Corporate America first: Trump fails to un-rig the U.S. economy

In the middle of the last century, a General Motors president told Congress that what was good for GM was good for America and vice versa. As U.S. president, Donald Trump — who as a candidate promised to put the economy back on the side of the little guy — has revised the old saw: What’s good for big business, as represented by its most powerful corporations, is good for America, and vice versa.

The need to fix that dangerous misperception is another reason to deny Trump a second term.

Three years ago today, schedules of Trump’s first pick to head the Environmental Protection Agency revealed that he held meetings almost daily with oil lobbyists, car-company executives and other industry leaders, while systematically tuning out environmental advocates. Conflicts and timidity on regulation have continued under the current director, a former lobbyist for a coal producer and a uranium mining firm.
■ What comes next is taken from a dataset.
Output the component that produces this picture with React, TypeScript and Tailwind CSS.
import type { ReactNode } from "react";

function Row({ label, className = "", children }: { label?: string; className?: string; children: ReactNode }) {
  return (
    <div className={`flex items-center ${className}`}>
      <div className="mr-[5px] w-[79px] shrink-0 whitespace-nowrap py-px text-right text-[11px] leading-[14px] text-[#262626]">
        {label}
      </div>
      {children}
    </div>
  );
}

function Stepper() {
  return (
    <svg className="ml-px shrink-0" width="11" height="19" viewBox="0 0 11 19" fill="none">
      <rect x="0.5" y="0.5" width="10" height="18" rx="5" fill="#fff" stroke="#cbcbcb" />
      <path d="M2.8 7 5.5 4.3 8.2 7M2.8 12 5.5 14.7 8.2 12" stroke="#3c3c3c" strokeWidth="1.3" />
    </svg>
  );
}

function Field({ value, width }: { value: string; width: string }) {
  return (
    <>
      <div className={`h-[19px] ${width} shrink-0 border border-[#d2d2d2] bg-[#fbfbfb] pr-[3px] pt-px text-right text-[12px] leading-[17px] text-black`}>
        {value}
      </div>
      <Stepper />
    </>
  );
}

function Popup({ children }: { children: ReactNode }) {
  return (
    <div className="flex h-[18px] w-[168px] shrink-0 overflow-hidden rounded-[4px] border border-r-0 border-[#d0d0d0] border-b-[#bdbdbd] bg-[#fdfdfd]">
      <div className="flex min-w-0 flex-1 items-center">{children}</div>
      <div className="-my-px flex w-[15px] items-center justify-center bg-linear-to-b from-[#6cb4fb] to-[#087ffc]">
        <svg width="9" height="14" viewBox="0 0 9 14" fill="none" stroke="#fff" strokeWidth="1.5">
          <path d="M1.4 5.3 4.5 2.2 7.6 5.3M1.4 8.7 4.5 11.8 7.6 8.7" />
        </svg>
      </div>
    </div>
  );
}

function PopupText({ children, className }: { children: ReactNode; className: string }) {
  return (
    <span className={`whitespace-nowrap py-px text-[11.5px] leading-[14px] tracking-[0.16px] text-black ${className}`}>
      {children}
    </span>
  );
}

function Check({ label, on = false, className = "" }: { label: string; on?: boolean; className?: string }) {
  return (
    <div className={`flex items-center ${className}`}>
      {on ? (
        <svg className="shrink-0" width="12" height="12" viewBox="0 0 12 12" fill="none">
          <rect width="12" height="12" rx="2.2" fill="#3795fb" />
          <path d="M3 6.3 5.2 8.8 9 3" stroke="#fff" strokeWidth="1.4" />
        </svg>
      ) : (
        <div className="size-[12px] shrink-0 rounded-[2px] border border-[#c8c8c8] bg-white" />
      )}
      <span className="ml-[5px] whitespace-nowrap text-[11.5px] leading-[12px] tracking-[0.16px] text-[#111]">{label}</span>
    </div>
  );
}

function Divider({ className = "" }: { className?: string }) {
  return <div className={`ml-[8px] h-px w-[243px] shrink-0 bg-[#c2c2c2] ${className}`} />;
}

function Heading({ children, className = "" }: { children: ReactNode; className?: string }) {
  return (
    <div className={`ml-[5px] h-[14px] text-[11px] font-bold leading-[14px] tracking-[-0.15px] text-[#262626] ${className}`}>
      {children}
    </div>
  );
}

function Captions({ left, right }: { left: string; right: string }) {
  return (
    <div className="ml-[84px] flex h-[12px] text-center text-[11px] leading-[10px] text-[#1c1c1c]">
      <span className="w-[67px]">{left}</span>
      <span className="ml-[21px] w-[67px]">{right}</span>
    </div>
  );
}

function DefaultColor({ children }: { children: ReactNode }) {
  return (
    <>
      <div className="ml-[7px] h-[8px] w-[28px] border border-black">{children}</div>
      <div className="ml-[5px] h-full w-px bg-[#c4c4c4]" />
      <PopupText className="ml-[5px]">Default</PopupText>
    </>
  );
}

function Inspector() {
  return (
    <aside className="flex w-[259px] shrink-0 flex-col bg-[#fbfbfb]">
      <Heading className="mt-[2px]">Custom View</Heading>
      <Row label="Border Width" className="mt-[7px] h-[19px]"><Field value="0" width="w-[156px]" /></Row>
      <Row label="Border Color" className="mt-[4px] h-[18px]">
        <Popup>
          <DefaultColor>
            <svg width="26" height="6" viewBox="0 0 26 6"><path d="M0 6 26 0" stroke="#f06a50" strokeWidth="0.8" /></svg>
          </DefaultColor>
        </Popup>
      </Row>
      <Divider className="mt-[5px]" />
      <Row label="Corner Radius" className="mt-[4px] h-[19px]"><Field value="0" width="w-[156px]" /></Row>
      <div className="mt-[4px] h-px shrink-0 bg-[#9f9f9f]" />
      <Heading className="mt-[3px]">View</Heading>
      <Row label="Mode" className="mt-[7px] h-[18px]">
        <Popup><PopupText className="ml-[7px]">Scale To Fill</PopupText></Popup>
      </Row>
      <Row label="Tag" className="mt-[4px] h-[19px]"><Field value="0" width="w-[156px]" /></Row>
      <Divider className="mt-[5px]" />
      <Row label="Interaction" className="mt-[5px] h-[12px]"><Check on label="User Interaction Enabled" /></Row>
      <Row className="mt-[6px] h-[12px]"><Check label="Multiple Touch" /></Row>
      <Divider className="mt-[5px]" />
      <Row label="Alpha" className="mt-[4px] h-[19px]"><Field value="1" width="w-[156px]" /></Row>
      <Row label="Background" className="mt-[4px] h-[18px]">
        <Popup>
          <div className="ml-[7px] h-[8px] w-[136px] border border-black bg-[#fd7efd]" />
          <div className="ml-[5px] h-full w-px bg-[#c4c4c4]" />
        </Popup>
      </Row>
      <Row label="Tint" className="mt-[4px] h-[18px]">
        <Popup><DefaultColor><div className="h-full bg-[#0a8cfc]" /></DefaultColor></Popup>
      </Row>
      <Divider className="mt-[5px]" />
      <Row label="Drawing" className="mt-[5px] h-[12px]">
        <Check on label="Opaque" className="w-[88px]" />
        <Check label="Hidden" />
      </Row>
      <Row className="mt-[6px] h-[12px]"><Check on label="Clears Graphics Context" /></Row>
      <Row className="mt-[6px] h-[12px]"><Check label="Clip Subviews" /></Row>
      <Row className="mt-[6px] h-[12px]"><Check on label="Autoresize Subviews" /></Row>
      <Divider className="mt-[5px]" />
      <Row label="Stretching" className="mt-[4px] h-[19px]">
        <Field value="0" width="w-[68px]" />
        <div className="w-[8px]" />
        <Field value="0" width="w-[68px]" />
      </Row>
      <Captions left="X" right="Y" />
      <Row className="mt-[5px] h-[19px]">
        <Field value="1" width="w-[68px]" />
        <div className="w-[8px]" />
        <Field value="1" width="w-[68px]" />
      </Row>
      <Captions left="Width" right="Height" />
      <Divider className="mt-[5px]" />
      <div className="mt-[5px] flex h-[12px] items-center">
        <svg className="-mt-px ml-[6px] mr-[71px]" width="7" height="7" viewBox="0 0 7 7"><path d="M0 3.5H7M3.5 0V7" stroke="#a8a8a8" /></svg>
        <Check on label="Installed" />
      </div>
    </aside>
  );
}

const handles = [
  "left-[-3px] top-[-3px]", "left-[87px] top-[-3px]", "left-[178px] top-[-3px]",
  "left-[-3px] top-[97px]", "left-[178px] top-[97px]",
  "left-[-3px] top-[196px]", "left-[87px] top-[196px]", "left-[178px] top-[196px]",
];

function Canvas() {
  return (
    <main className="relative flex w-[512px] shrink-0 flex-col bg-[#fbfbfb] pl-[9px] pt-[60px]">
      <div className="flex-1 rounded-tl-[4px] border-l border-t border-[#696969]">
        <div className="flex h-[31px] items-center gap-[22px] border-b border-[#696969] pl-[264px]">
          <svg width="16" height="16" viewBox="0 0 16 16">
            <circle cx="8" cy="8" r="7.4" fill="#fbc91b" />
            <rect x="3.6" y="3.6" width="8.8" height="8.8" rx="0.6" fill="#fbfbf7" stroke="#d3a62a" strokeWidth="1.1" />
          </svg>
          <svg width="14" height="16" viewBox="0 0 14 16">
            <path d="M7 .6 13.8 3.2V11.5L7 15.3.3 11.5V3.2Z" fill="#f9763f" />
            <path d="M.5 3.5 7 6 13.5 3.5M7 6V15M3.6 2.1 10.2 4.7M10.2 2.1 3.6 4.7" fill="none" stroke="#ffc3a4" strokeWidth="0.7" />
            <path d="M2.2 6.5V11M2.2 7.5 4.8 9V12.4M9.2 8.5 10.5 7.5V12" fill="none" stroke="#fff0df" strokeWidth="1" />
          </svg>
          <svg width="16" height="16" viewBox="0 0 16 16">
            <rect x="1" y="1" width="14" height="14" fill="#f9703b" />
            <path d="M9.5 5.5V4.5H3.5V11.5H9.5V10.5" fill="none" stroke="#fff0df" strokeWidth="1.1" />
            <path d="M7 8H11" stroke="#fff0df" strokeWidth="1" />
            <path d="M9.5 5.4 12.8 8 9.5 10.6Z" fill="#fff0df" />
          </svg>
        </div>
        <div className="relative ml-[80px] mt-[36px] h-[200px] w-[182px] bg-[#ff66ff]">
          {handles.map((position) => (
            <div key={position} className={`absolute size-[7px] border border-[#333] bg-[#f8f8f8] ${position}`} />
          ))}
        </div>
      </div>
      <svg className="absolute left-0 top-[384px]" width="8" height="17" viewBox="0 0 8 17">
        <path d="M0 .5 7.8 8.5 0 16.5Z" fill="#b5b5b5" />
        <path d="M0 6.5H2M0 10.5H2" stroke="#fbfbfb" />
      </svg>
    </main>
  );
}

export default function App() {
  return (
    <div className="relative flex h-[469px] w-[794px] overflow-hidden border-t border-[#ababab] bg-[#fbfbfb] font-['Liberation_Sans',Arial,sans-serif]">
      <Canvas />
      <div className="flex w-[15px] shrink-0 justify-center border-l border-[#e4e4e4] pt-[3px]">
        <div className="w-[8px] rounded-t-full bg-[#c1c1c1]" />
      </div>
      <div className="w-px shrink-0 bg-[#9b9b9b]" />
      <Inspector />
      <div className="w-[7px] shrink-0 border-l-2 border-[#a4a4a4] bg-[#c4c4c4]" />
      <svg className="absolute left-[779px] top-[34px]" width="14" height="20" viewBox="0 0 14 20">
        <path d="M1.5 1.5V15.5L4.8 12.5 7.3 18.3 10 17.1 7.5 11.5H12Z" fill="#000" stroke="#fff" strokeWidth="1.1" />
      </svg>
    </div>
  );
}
Trump’s first secretary of the interior, Ryan Zinke, resigned amid a probe into whether a land deal he’d struck with the chairman of oil services company Halliburton. Trump’s current secretary of the interior, a former energy lobbyist, has been a consistent conduit for those industries’ interests.
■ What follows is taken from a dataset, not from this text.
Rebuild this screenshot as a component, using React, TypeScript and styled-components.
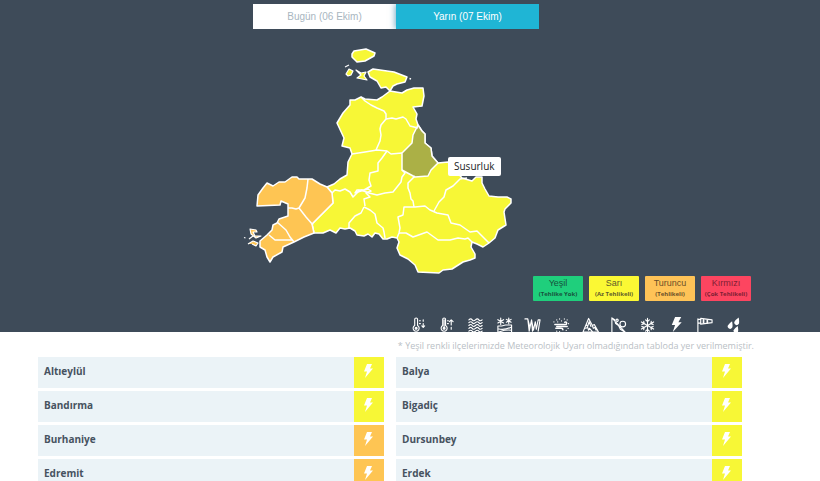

Trump’s Department of Agriculture, led by an industry cheerleader in Sonny Perdue, maintains tight ties with the businesses it regulates, prioritizing their wants over consumers’ need to be protected.

The list goes on and on, and was most egregiously manifest in Trump’s 2017 tax law, a grab bag of giveaways for corporations.

Sure, Trump has a running war with Amazon and ongoing gripes with other big tech concerns. He opposes some corporate-backed immigration and trade priorities.

But the rule in this White House remains: corporate America first.